Yine iyi başladığımız ancak sonunu getiremediğimiz bir maç… Gerçekçi bir oyun planı, özel hazırlanmış bir eşleşmeli alan savunması ancak yenilen bir yumruk her şeyi boşa çıkarabiliyor. Üçüncü periyotta belki Cedi’nin basketi verilmiş olsa, fark 5’e inse, o teknik faul alınmasa ve Fransa arayı açmasa mücadelenin sonunu görme şansımız kuşkusuz olabilirdi. Ancak direncimiz ne durumda olurdu? Bençten sınırlı katkı alarak koca bir turnuvanın yorgunluğunu göz ardı edebilir miydik? Hücumu çeşitlendirerek daha az tahmin edilebilir olur muyduk? Bunlar hep soru işareti. Ve bu seviyeler ne yazık ki böyle… Bençten gelen katkı Fransa lehine 35-13 (devrede 14-2) gelişmişken, top kayıplarımız savunmamızı düşürünce maçın içinde kalmak kolay olmuyor.
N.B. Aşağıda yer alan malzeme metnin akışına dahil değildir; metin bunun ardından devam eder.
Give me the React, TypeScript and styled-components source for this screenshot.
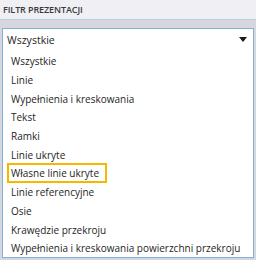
import { createGlobalStyle } from 'styled-components'
import styled from 'styled-components'

const GlobalStyle = createGlobalStyle`
  html, body {
    margin: 0;
    padding: 0;
    background: #d6d6de;
  }
  body {
    font-family: 'Open Sans', 'Liberation Sans', sans-serif;
    color: #1e1e1e;
  }
`

const Panel = styled.div`
  width: 256px;
  height: 260px;
  display: flex;
  flex-direction: column;
  background: #d6d6de;
  overflow: hidden;
`

const Header = styled.div`
  height: 19px;
  display: flex;
  align-items: center;
  padding-left: 3px;
  background: #f0eff4;
  border-bottom: 1px solid #b4cfe2;
  font-size: 9px;
  font-weight: 600;
  color: #3a3a3a;
  letter-spacing: -0.1px;
`

const Body = styled.div`
  display: flex;
  flex-direction: column;
  padding: 8px 2px 0 2px;
`

const SelectBox = styled.div`
  height: 21px;
  display: flex;
  align-items: center;
  justify-content: space-between;
  padding: 0 5px 0 4px;
  background: #ffffff;
  border: 1px solid #7fb2d6;
  border-bottom: none;
  font-size: 10.5px;
`

const Arrow = styled.span`
  width: 0;
  height: 0;
  border-left: 4px solid transparent;
  border-right: 4px solid transparent;
  border-top: 5px solid #1a1a1a;
  margin-right: 1px;
`

const List = styled.ul`
  list-style: none;
  margin: 0;
  padding: 2px 0 0 0;
  height: 205px;
  background: #ffffff;
  border: 1px solid #7fb2d6;
  border-top: none;
  display: flex;
  flex-direction: column;
`

const Item = styled.li<{ $focused?: boolean }>`
  height: 18.7px;
  flex-shrink: 0;
  display: flex;
  align-items: center;
  padding-left: 8px;
  font-size: 10px;
  white-space: nowrap;
  box-sizing: border-box;
  ${(p) =>
    p.$focused &&
    `
    align-self: flex-start;
    height: 20px;
    margin: -0.65px 0 -0.65px 4px;
    padding: 0 6px 0 2px;
    border: 2px solid #f5b800;
  `}
`

const items = [
  'Wszystkie',
  'Linie',
  'Wypełnienia i kreskowania',
  'Tekst',
  'Ramki',
  'Linie ukryte',
  'Własne linie ukryte',
  'Linie referencyjne',
  'Osie',
  'Krawędzie przekroju',
  'Wypełnienia i kreskowania powierzchni przekroju',
]

export default function App() {
  return (
    <>
      <GlobalStyle />
      <Panel>
        <Header>FILTR PREZENTACJI</Header>
        <Body>
          <SelectBox>
            <span>Wszystkie</span>
            <Arrow />
          </SelectBox>
          <List>
            {items.map((label, i) => (
              <Item key={label} $focused={i === 6}>
                {label}
              </Item>
            ))}
          </List>
        </Body>
      </Panel>
    </>
  )
}
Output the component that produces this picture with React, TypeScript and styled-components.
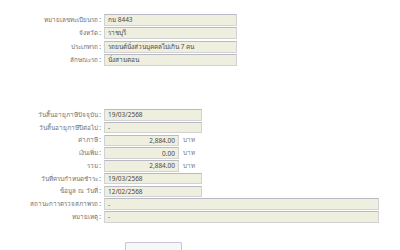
import styled, { createGlobalStyle } from "styled-components";

const GlobalStyle = createGlobalStyle`
    body {
        margin: 0;
        background: #ffffff;
        font-family: Tahoma, "Noto Sans", "DejaVu Sans", sans-serif;
    }
`;

const Page = styled.div`
    width: 400px;
    height: 250px;
    overflow: hidden;
    padding-top: 14px;
    box-sizing: border-box;
`;

const Section = styled.div<{ $space?: number; $gap: number; $row: number }>`
    display: flex;
    flex-direction: column;
    gap: ${(p) => p.$gap}px;
    margin-bottom: ${(p) => p.$space ?? 0}px;

    & > div {
        height: ${(p) => p.$row}px;
    }
`;

const Row = styled.div`
    display: flex;
    align-items: stretch;
`;

const Label = styled.div`
    width: 104px;
    text-align: right;
    font-size: 6.3px;
    color: #707070;
    padding-right: 3px;
    box-sizing: border-box;
    white-space: nowrap;
    display: flex;
    align-items: center;
    justify-content: flex-end;
`;

const Field = styled.div<{ $width: number; $right?: boolean }>`
    width: ${(p) => p.$width}px;
    box-sizing: border-box;
    background: #efefe0;
    border: 1px solid #d2d2d2;
    border-top-color: #b9b9c6;
    font-size: 6.5px;
    color: #4a4a4a;
    padding: 0 3px;
    display: flex;
    align-items: center;
    justify-content: ${(p) => (p.$right ? "flex-end" : "flex-start")};
    white-space: nowrap;
    overflow: hidden;
`;

const Unit = styled.span`
    font-size: 6.3px;
    color: #777777;
    margin-left: 4px;
    display: flex;
    align-items: center;
`;

const ButtonRow = styled.div`
    display: flex;
    padding-left: 125px;
    margin-top: 19px;
`;

const Button = styled.div`
    width: 57px;
    height: 14px;
    box-sizing: border-box;
    border: 1px solid #c9c4dc;
    background: #f7f7f7;
    border-radius: 1px;
`;

const top = [
    ["หมายเลขทะเบียนรถ :", "กม 8443"],
    ["จังหวัด :", "ราชบุรี"],
    ["ประเภทรถ :", "รถยนต์นั่งส่วนบุคคลไม่เกิน 7 คน"],
    ["ลักษณะรถ :", "นั่งสามตอน"],
];

export default function App() {
    return (
        <Page>
            <GlobalStyle />
            <Section $space={43} $gap={1.4} $row={12}>
                {top.map(([label, value]) => (
                    <Row key={label}>
                        <Label>{label}</Label>
                        <Field $width={133}>{value}</Field>
                    </Row>
                ))}
            </Section>
            <Section $gap={1.25} $row={11.5}>
                <Row>
                    <Label>วันสิ้นอายุภาษีปัจจุบัน :</Label>
                    <Field $width={98}>19/03/2568</Field>
                </Row>
                <Row>
                    <Label>วันสิ้นอายุภาษีปีต่อไป :</Label>
                    <Field $width={98}>-</Field>
                </Row>
                <Row>
                    <Label>ค่าภาษี :</Label>
                    <Field $width={75} $right>2,884.00</Field>
                    <Unit>บาท</Unit>
                </Row>
                <Row>
                    <Label>เงินเพิ่ม :</Label>
                    <Field $width={75} $right>0.00</Field>
                    <Unit>บาท</Unit>
                </Row>
                <Row>
                    <Label>รวม :</Label>
                    <Field $width={75} $right>2,884.00</Field>
                    <Unit>บาท</Unit>
                </Row>
                <Row>
                    <Label>วันที่ครบกำหนดชำระ :</Label>
                    <Field $width={98}>19/03/2568</Field>
                </Row>
                <Row>
                    <Label>ข้อมูล ณ วันที่ :</Label>
                    <Field $width={98}>12/02/2568</Field>
                </Row>
                <Row>
                    <Label>สถานะการตรวจสภาพรถ :</Label>
                    <Field $width={275}>-</Field>
                </Row>
                <Row>
                    <Label>หมายเหตุ :</Label>
                    <Field $width={275}>-</Field>
                </Row>
            </Section>
            <ButtonRow>
                <Button />
            </ButtonRow>
        </Page>
    );
}
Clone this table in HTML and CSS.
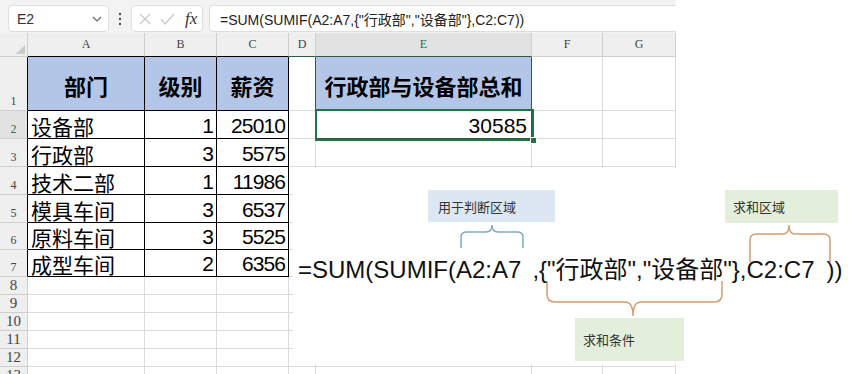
FILE: index.html
```html
<!DOCTYPE html>
<html lang="zh-CN">
<head>
<meta charset="utf-8">
<title>SUMIF</title>
<link rel="stylesheet" href="styles.css">
</head>
<body>
<div class="app">
  <div class="toolbar">
    <div class="namebox"><span>E2</span>
      <svg width="10" height="6" viewBox="0 0 10 6"><path d="M1 1 L5 5 L9 1" fill="none" stroke="#666" stroke-width="1.2"/></svg>
    </div>
    <div class="dots"><svg width="4" height="14" viewBox="0 0 4 14"><circle cx="2" cy="2" r="1.2" fill="#555"/><circle cx="2" cy="7" r="1.2" fill="#555"/><circle cx="2" cy="12" r="1.2" fill="#555"/></svg></div>
    <div class="fxbox">
      <svg width="14" height="14" viewBox="0 0 14 14"><path d="M2 2 L12 12 M12 2 L2 12" stroke="#c9c9c9" stroke-width="1.3" fill="none"/></svg>
      <svg width="15" height="14" viewBox="0 0 15 14"><path d="M1 7 L5 12 L14 2" stroke="#c9c9c9" stroke-width="1.3" fill="none"/></svg>
      <span class="fx">fx</span>
    </div>
    <div class="formula">=SUM(SUMIF(A2:A7,{"行政部","设备部"},C2:C7))</div>
  </div>
  <div class="sheet">
    <!-- header row -->
    <div class="c ch corner"><span class="tri"></span></div>
    <div class="c ch bbk">A</div>
    <div class="c ch bbk">B</div>
    <div class="c ch bbk">C</div>
    <div class="c ch bge">D</div>
    <div class="c ch selh bge">E</div>
    <div class="c ch">F</div>
    <div class="c ch">G</div>
    <!-- row 1 -->
    <div class="c rh brk">1</div>
    <div class="c tb hd">部门</div>
    <div class="c tb hd">级别</div>
    <div class="c tb hd">薪资</div>
    <div class="c bge"></div>
    <div class="c hd ge">行政部与设备部总和</div>
    <div class="c"></div>
    <div class="c"></div>
    <!-- row 2 -->
    <div class="c rh selh brk">2</div>
    <div class="c tb txt">设备部</div>
    <div class="c tb num">1</div>
    <div class="c tb num">25010</div>
    <div class="c bge"></div>
    <div class="c num big ge">30585</div>
    <div class="c"></div>
    <div class="c"></div>
    <!-- row 3 -->
    <div class="c rh brk">3</div>
    <div class="c tb txt">行政部</div>
    <div class="c tb num">3</div>
    <div class="c tb num">5575</div>
    <div class="c"></div><div class="c"></div><div class="c"></div><div class="c"></div>
    <!-- row 4 -->
    <div class="c rh brk">4</div>
    <div class="c tb txt">技术二部</div>
    <div class="c tb num">1</div>
    <div class="c tb num">11986</div>
    <div class="c"></div><div class="c"></div><div class="c"></div><div class="c"></div>
    <!-- row 5 -->
    <div class="c rh brk">5</div>
    <div class="c tb txt">模具车间</div>
    <div class="c tb num">3</div>
    <div class="c tb num">6537</div>
    <div class="c"></div><div class="c"></div><div class="c"></div><div class="c"></div>
    <!-- row 6 -->
    <div class="c rh brk">6</div>
    <div class="c tb txt">原料车间</div>
    <div class="c tb num">3</div>
    <div class="c tb num">5525</div>
    <div class="c"></div><div class="c"></div><div class="c"></div><div class="c"></div>
    <!-- row 7 -->
    <div class="c rh brk">7</div>
    <div class="c tb txt">成型车间</div>
    <div class="c tb num">2</div>
    <div class="c tb num">6356</div>
    <div class="c"></div><div class="c"></div><div class="c"></div><div class="c"></div>
    <!-- rows 8-13 -->
    <div class="c rh lg">8</div>
    <div class="c"></div><div class="c"></div><div class="c"></div><div class="c"></div><div class="c"></div><div class="c"></div><div class="c"></div>
    <div class="c rh lg">9</div>
    <div class="c"></div><div class="c"></div><div class="c"></div><div class="c"></div><div class="c"></div><div class="c"></div><div class="c"></div>
    <div class="c rh lg">10</div>
    <div class="c"></div><div class="c"></div><div class="c"></div><div class="c"></div><div class="c"></div><div class="c"></div><div class="c"></div>
    <div class="c rh lg">11</div>
    <div class="c"></div><div class="c"></div><div class="c"></div><div class="c"></div><div class="c"></div><div class="c"></div><div class="c"></div>
    <div class="c rh lg">12</div>
    <div class="c"></div><div class="c"></div><div class="c"></div><div class="c"></div><div class="c"></div><div class="c"></div><div class="c"></div>
    <div class="c rh lg">13</div>
    <div class="c"></div><div class="c"></div><div class="c"></div><div class="c"></div><div class="c"></div><div class="c"></div><div class="c"></div>
  </div>
</div>
<div class="selbox"><span class="handle"></span></div>

<div class="overlay">
  <svg class="braces" width="557" height="196" viewBox="0 0 557 196">
    <g transform="translate(-293,-168)" fill="none" stroke-width="1.5">
      <path d="M461,248 V237 Q461,232 467,232 H486 Q492,232 492,225 Q492,232 498,232 H517 Q523,232 523,237 V248" stroke="#80aac6"/>
      <path d="M750,262 V240 Q750,234 757,234 H783 Q789,234 789,225 Q789,234 795,234 H823 Q830,234 830,240 V262" stroke="#d49d72"/>
      <path d="M547,281 V294 Q547,302 555,302 H625 Q633,302 633,316 Q633,302 641,302 H714 Q722,302 722,294 V281" stroke="#d49d72"/>
    </g>
  </svg>
  <div class="note blue n1">用于判断区域</div>
  <div class="note green n2">求和区域</div>
  <div class="note green n3">求和条件</div>
  <div class="bigformula"><span>=SUM(SUMIF(A2:A7</span><span class="g1">,{"<span class="cjk">行政部</span>","<span class="cjk">设备部</span>"},C2:C7</span><span class="g2">))</span></div>
</div>
</body>
</html>
```

FILE: styles.css
```css
* { box-sizing: border-box; margin: 0; padding: 0; }
html, body { width: 850px; height: 374px; overflow: hidden; background: #fff; }
body {
  position: relative;
  font-family: "Liberation Sans", "Noto Sans CJK SC", sans-serif;
  color: #000;
}
.app { width: 676px; height: 374px; overflow: hidden; background: #f3f3f3; }

.toolbar {
  display: flex;
  align-items: center;
  height: 33px;
  padding: 5px 0 1px 8px;
}
.namebox {
  width: 101px; height: 27px;
  background: #fff;
  border: 1px solid #dedede;
  border-radius: 4px;
  display: flex; align-items: center; justify-content: space-between;
  padding: 0 6px 0 8px;
  font-size: 14px; color: #333;
}
.dots { width: 22px; display: flex; justify-content: center; align-items: center; }
.fxbox {
  width: 72px; height: 27px;
  background: #fff;
  border: 1px solid #dedede;
  border-radius: 4px;
  display: flex; align-items: center;
  padding-left: 6px; gap: 8px;
}
.fx {
  font-family: "Liberation Serif", serif;
  font-style: italic;
  font-size: 17px;
  color: #333;
  margin-left: 2px;
}
.formula {
  flex: 1; height: 27px;
  margin-left: 6px;
  background: #fff;
  border: 1px solid #dedede;
  border-right: none;
  border-radius: 4px 0 0 4px;
  padding-left: 10px;
  display: flex; align-items: center;
  font-size: 14px; color: #222;
  white-space: nowrap;
}

.sheet {
  display: grid;
  grid-template-columns: 28px 117px 72px 72px 27px 216px 71px 73px;
  grid-template-rows: 24px 54px 28px 28px 28px 28px 27px 27px repeat(6, 18px);
  background: #fff;
}
.c {
  border-right: 1px solid #dadada;
  border-bottom: 1px solid #dadada;
  display: flex;
  overflow: hidden;
  white-space: nowrap;
  position: relative;
}
.ch {
  background: #efefef;
  border-color: #cecece;
  justify-content: center; align-items: center;
  font-family: "Liberation Serif", serif;
  font-size: 12px; color: #444;
}
.rh {
  background: #efefef;
  border-color: #cecece;
  justify-content: center; align-items: flex-end;
  padding-bottom: 1px;
  font-family: "Liberation Serif", serif;
  font-size: 12px; color: #444;
}
.rh.lg { font-size: 15px; align-items: center; padding-bottom: 0; }
.corner .tri {
  position: absolute; right: 2px; bottom: 2px;
  width: 0; height: 0;
  border-left: 9px solid transparent;
  border-bottom: 9px solid #cbcbcb;
}
.selh { background: #e2e2e2; color: #217346; }
.bbk { border-bottom-color: #000; }
.brk { border-right-color: #000; }
.bge { border-right-color: #2c5c43; }
.ch.bge { border-right-color: #cecece; border-bottom-color: #2c5c43; }
.ch.selh.bge { border-bottom-color: #2c5c43; }
.tb { border-right-color: #000; border-bottom-color: #000; }
.ge { border-right-color: #2c5c43; border-bottom-color: #2c5c43; }

.hd {
  background: #b4c6e7;
  justify-content: center; align-items: center;
  padding-top: 3px;
  font-family: "Noto Sans CJK SC", sans-serif;
  font-weight: 700;
  font-size: 22px;
}
.txt {
  align-items: flex-end;
  padding-left: 3px;
  font-family: "Noto Sans CJK SC", sans-serif;
  font-size: 21px;
  line-height: 24px;
}
.num {
  justify-content: flex-end; align-items: flex-end;
  padding-right: 3px;
  font-size: 21px;
  letter-spacing: -0.9px;
  line-height: 24px;
}
.num.big { letter-spacing: 0; padding-right: 4px; }

.selbox {
  position: absolute;
  left: 315px; top: 109px;
  width: 219px; height: 32px;
  border: 2px solid #217346;
}
.handle {
  position: absolute;
  right: -5px; bottom: -5px;
  width: 7px; height: 7px;
  background: #217346;
  border: 1px solid #fff;
}

.overlay {
  position: absolute;
  left: 293px; top: 168px;
  width: 557px; height: 196px;
  background: #fff;
}
.braces { position: absolute; left: 0; top: 0; }
.note {
  position: absolute;
  display: flex; align-items: center;
  font-family: "Noto Sans CJK SC", sans-serif;
  font-size: 13px; color: #333;
}
.blue { background: #dde7f3; }
.green { background: #e3efdc; }
.n1 { left: 135px; top: 22px; width: 127px; height: 32px; padding-left: 10px; }
.n2 { left: 432px; top: 22px; width: 113px; height: 33px; padding-left: 8px; }
.n3 { left: 282px; top: 150px; width: 109px; height: 43px; padding-left: 8px; }
.bigformula {
  position: absolute;
  left: 5px; top: 86px;
  font-size: 24px; line-height: 28px;
  white-space: nowrap;
  color: #111;
}
.bigformula .g1 { margin-left: 11px; }
.bigformula .g2 { margin-left: 12px; }
.bigformula .cjk { font-family: "Noto Sans CJK SC", sans-serif; font-size: 24px; }
```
Kabul etmemiz gerek ki kapasitemiz sınırlı.. Çözüm seçeneklerimiz fazla değil. Geçen yıl topa yön veren 4-5 oyuncu varken bu yıl, Dixon, Sinan ve Ersan’ın ikili oyunlarından fazla çözüm bulamadık. Fransa’nın maçı ilk opsiyonlarından değil, bençten gelen katkıyla kazandığını unutmayalım.
Burada oyuncuları suçlamak en kolay ve sığ olan kısmı…

Konuşmamız gereken kısım; kabuk değiştiriyorsak eğer genç oyuncuları milli takım seviyesine en hazır şekilde nasıl taşırız… Aşağıdan boynunda madalyalarla gelen genç oyuncular birer potansiyel olarak kalacak mı, yoksa rotasyon için daha ciddi birer isim olabilecekler mi? Sadece gençler için değil, mesela Barış Hersek veya Melih Fenerbahçe’de sürelerini arttırabilecekler mi? Furkan Korkmaz Efes’te ciddi bir parça olmayı sürdürecek mi? Buralara aday oyuncular daha da artacak mı?

Milli takımın – özellikle de yeni gelecek sistemde – oyuncu yetiştirme yeri olmadığını düşünürsek bu oyuncular pişmek için doğru kararlar almalı. O oyuncuların daha fazla süreleri almalarının ve rollerini daha iyi hale getirmelerinin artık milli takım için de çok önemli olduğunun farkına varmalıyız. Ancak bu şekilde olimpiyat rüyamıza kavuşuruz. O zaman belki yumruk yediğimiz zaman ayağa daha çabuk kalkabilir, hemen yelkenleri sudan toplayabiliriz. Sonuçta; 1 haftada 5 madalya adayı olabilecek takımla oynadık. Buna ister kura şansızlığı, istersek İtalya’nın İspanya galibiyetinin açtığı yol diyelim… İşimiz çok zordu ve evimize dönüyoruz. Şimdi önümüze bakma zamanı. Çözmemiz gereken önemli bir problem var ve bir şekilde hepimiz buna konsantre olmalıyız.